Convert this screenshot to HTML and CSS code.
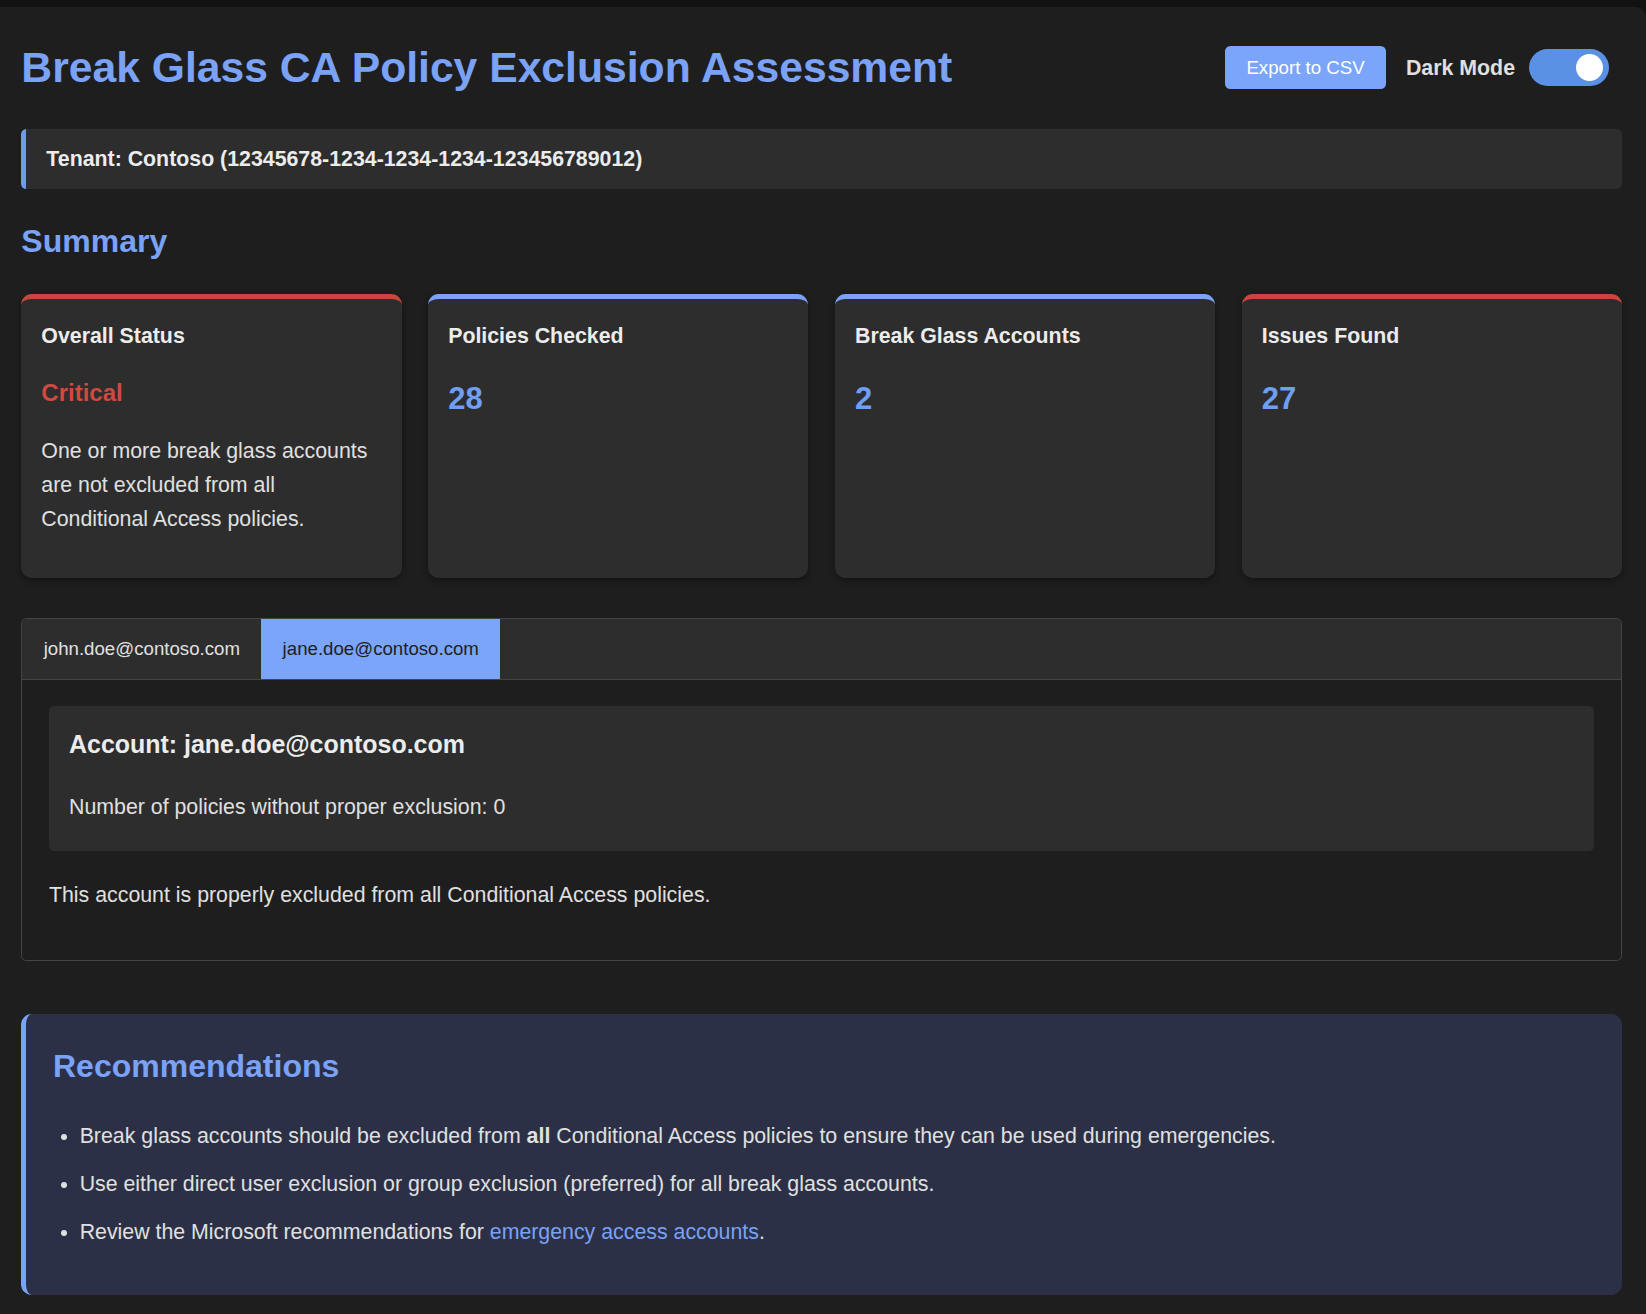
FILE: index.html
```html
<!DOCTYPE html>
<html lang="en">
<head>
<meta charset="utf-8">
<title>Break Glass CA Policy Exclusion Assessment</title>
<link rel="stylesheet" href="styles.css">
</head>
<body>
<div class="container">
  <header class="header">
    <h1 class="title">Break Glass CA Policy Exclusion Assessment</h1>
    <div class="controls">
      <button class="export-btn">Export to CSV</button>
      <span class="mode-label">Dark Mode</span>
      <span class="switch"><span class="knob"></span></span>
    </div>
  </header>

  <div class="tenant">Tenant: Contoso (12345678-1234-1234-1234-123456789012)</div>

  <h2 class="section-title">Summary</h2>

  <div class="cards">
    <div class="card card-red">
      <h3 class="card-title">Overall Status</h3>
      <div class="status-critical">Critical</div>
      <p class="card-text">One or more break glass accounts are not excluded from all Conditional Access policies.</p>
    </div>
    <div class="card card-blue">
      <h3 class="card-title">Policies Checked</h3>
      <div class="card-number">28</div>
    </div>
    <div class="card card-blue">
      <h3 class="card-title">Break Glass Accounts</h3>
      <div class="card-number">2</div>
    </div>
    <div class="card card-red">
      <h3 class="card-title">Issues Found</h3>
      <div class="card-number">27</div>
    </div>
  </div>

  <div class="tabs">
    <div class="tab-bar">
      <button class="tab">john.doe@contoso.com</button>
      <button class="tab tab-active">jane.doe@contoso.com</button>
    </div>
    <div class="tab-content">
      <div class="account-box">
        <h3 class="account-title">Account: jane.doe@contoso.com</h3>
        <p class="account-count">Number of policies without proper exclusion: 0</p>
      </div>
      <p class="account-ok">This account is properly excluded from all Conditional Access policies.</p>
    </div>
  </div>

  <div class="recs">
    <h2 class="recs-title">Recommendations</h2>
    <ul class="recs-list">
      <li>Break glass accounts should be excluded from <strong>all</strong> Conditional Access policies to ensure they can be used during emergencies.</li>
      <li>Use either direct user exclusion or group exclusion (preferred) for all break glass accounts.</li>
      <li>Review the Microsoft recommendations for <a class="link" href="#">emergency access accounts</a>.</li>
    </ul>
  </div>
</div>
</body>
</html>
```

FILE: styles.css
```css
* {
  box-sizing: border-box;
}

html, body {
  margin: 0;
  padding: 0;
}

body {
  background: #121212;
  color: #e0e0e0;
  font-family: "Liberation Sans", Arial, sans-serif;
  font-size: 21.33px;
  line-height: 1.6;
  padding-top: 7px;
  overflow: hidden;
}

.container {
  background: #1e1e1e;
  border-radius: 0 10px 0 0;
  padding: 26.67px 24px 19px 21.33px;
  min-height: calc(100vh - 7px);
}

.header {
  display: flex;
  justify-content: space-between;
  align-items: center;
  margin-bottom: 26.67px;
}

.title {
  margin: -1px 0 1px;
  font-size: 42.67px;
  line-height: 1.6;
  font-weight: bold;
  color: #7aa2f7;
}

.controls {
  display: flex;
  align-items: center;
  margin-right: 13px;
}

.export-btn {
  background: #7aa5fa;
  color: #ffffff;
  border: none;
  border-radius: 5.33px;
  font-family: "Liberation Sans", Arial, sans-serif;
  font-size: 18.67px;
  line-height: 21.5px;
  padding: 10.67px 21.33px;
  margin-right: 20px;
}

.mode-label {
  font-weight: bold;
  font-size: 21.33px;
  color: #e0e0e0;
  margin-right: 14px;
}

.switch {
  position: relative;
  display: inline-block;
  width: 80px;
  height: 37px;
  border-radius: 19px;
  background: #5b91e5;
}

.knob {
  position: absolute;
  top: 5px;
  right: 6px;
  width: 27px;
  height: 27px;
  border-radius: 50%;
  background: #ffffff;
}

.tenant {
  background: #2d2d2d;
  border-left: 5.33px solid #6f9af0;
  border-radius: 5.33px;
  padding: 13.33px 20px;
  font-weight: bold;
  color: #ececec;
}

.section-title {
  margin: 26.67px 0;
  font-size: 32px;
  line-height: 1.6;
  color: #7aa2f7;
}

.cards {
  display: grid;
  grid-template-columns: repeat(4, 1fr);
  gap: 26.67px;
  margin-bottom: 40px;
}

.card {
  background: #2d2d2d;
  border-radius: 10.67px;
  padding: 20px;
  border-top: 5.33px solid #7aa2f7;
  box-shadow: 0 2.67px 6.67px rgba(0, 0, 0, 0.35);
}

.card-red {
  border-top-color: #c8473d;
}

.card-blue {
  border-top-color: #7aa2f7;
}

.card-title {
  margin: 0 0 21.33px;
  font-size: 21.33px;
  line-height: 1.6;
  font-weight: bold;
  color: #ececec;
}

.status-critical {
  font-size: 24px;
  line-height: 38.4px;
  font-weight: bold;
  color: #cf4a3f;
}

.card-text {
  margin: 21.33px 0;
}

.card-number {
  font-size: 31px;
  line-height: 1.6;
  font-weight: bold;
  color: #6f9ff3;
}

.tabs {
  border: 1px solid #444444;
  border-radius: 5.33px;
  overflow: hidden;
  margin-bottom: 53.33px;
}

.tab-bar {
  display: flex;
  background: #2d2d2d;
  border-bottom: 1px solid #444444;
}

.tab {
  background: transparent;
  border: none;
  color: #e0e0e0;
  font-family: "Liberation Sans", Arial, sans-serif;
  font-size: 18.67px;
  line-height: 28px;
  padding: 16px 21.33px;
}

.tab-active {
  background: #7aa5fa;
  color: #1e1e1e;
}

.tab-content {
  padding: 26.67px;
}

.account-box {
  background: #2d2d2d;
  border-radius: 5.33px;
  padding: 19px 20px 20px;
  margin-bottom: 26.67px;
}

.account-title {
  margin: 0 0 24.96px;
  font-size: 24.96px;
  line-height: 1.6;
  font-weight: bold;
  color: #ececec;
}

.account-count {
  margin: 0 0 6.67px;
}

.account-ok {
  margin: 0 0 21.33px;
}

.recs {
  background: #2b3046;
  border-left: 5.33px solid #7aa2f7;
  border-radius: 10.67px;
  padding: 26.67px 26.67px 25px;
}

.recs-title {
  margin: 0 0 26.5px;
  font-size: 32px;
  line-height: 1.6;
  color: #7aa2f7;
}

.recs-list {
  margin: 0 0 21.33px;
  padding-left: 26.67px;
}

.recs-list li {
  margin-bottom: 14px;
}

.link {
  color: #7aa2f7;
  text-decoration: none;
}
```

◆ Requirements ◆
Output an exact copy of the material, with the pictures removed.

◆ Result below ◆
Convert this screenshot to HTML and CSS code.
FILE: index.html
```html
<!DOCTYPE html>
<html lang="en">
<head>
<meta charset="utf-8">
<title>Break Glass CA Policy Exclusion Assessment</title>
<link rel="stylesheet" href="styles.css">
</head>
<body>
<div class="container">
  <header class="header">
    <h1 class="title">Break Glass CA Policy Exclusion Assessment</h1>
    <div class="controls">
      <button class="export-btn">Export to CSV</button>
      <span class="mode-label">Dark Mode</span>
      <span class="switch"><span class="knob"></span></span>
    </div>
  </header>

  <div class="tenant">Tenant: Contoso (12345678-1234-1234-1234-123456789012)</div>

  <h2 class="section-title">Summary</h2>

  <div class="cards">
    <div class="card card-red">
      <h3 class="card-title">Overall Status</h3>
      <div class="status-critical">Critical</div>
      <p class="card-text">One or more break glass accounts are not excluded from all Conditional Access policies.</p>
    </div>
    <div class="card card-blue">
      <h3 class="card-title">Policies Checked</h3>
      <div class="card-number">28</div>
    </div>
    <div class="card card-blue">
      <h3 class="card-title">Break Glass Accounts</h3>
      <div class="card-number">2</div>
    </div>
    <div class="card card-red">
      <h3 class="card-title">Issues Found</h3>
      <div class="card-number">27</div>
    </div>
  </div>

  <div class="tabs">
    <div class="tab-bar">
      <button class="tab">john.doe@contoso.com</button>
      <button class="tab tab-active">jane.doe@contoso.com</button>
    </div>
    <div class="tab-content">
      <div class="account-box">
        <h3 class="account-title">Account: jane.doe@contoso.com</h3>
        <p class="account-count">Number of policies without proper exclusion: 0</p>
      </div>
      <p class="account-ok">This account is properly excluded from all Conditional Access policies.</p>
    </div>
  </div>

  <div class="recs">
    <h2 class="recs-title">Recommendations</h2>
    <ul class="recs-list">
      <li>Break glass accounts should be excluded from <strong>all</strong> Conditional Access policies to ensure they can be used during emergencies.</li>
      <li>Use either direct user exclusion or group exclusion (preferred) for all break glass accounts.</li>
      <li>Review the Microsoft recommendations for <a class="link" href="#">emergency access accounts</a>.</li>
    </ul>
  </div>
</div>
</body>
</html>
```

FILE: styles.css
```css
* {
  box-sizing: border-box;
}

html, body {
  margin: 0;
  padding: 0;
}

body {
  background: #121212;
  color: #e0e0e0;
  font-family: "Liberation Sans", Arial, sans-serif;
  font-size: 21.33px;
  line-height: 1.6;
  padding-top: 7px;
  overflow: hidden;
}

.container {
  background: #1e1e1e;
  border-radius: 0 10px 0 0;
  padding: 26.67px 24px 19px 21.33px;
  min-height: calc(100vh - 7px);
}

.header {
  display: flex;
  justify-content: space-between;
  align-items: center;
  margin-bottom: 26.67px;
}

.title {
  margin: -1px 0 1px;
  font-size: 42.67px;
  line-height: 1.6;
  font-weight: bold;
  color: #7aa2f7;
}

.controls {
  display: flex;
  align-items: center;
  margin-right: 13px;
}

.export-btn {
  background: #7aa5fa;
  color: #ffffff;
  border: none;
  border-radius: 5.33px;
  font-family: "Liberation Sans", Arial, sans-serif;
  font-size: 18.67px;
  line-height: 21.5px;
  padding: 10.67px 21.33px;
  margin-right: 20px;
}

.mode-label {
  font-weight: bold;
  font-size: 21.33px;
  color: #e0e0e0;
  margin-right: 14px;
}

.switch {
  position: relative;
  display: inline-block;
  width: 80px;
  height: 37px;
  border-radius: 19px;
  background: #5b91e5;
}

.knob {
  position: absolute;
  top: 5px;
  right: 6px;
  width: 27px;
  height: 27px;
  border-radius: 50%;
  background: #ffffff;
}

.tenant {
  background: #2d2d2d;
  border-left: 5.33px solid #6f9af0;
  border-radius: 5.33px;
  padding: 13.33px 20px;
  font-weight: bold;
  color: #ececec;
}

.section-title {
  margin: 26.67px 0;
  font-size: 32px;
  line-height: 1.6;
  color: #7aa2f7;
}

.cards {
  display: grid;
  grid-template-columns: repeat(4, 1fr);
  gap: 26.67px;
  margin-bottom: 40px;
}

.card {
  background: #2d2d2d;
  border-radius: 10.67px;
  padding: 20px;
  border-top: 5.33px solid #7aa2f7;
  box-shadow: 0 2.67px 6.67px rgba(0, 0, 0, 0.35);
}

.card-red {
  border-top-color: #c8473d;
}

.card-blue {
  border-top-color: #7aa2f7;
}

.card-title {
  margin: 0 0 21.33px;
  font-size: 21.33px;
  line-height: 1.6;
  font-weight: bold;
  color: #ececec;
}

.status-critical {
  font-size: 24px;
  line-height: 38.4px;
  font-weight: bold;
  color: #cf4a3f;
}

.card-text {
  margin: 21.33px 0;
}

.card-number {
  font-size: 31px;
  line-height: 1.6;
  font-weight: bold;
  color: #6f9ff3;
}

.tabs {
  border: 1px solid #444444;
  border-radius: 5.33px;
  overflow: hidden;
  margin-bottom: 53.33px;
}

.tab-bar {
  display: flex;
  background: #2d2d2d;
  border-bottom: 1px solid #444444;
}

.tab {
  background: transparent;
  border: none;
  color: #e0e0e0;
  font-family: "Liberation Sans", Arial, sans-serif;
  font-size: 18.67px;
  line-height: 28px;
  padding: 16px 21.33px;
}

.tab-active {
  background: #7aa5fa;
  color: #1e1e1e;
}

.tab-content {
  padding: 26.67px;
}

.account-box {
  background: #2d2d2d;
  border-radius: 5.33px;
  padding: 19px 20px 20px;
  margin-bottom: 26.67px;
}

.account-title {
  margin: 0 0 24.96px;
  font-size: 24.96px;
  line-height: 1.6;
  font-weight: bold;
  color: #ececec;
}

.account-count {
  margin: 0 0 6.67px;
}

.account-ok {
  margin: 0 0 21.33px;
}

.recs {
  background: #2b3046;
  border-left: 5.33px solid #7aa2f7;
  border-radius: 10.67px;
  padding: 26.67px 26.67px 25px;
}

.recs-title {
  margin: 0 0 26.5px;
  font-size: 32px;
  line-height: 1.6;
  color: #7aa2f7;
}

.recs-list {
  margin: 0 0 21.33px;
  padding-left: 26.67px;
}

.recs-list li {
  margin-bottom: 14px;
}

.link {
  color: #7aa2f7;
  text-decoration: none;
}
```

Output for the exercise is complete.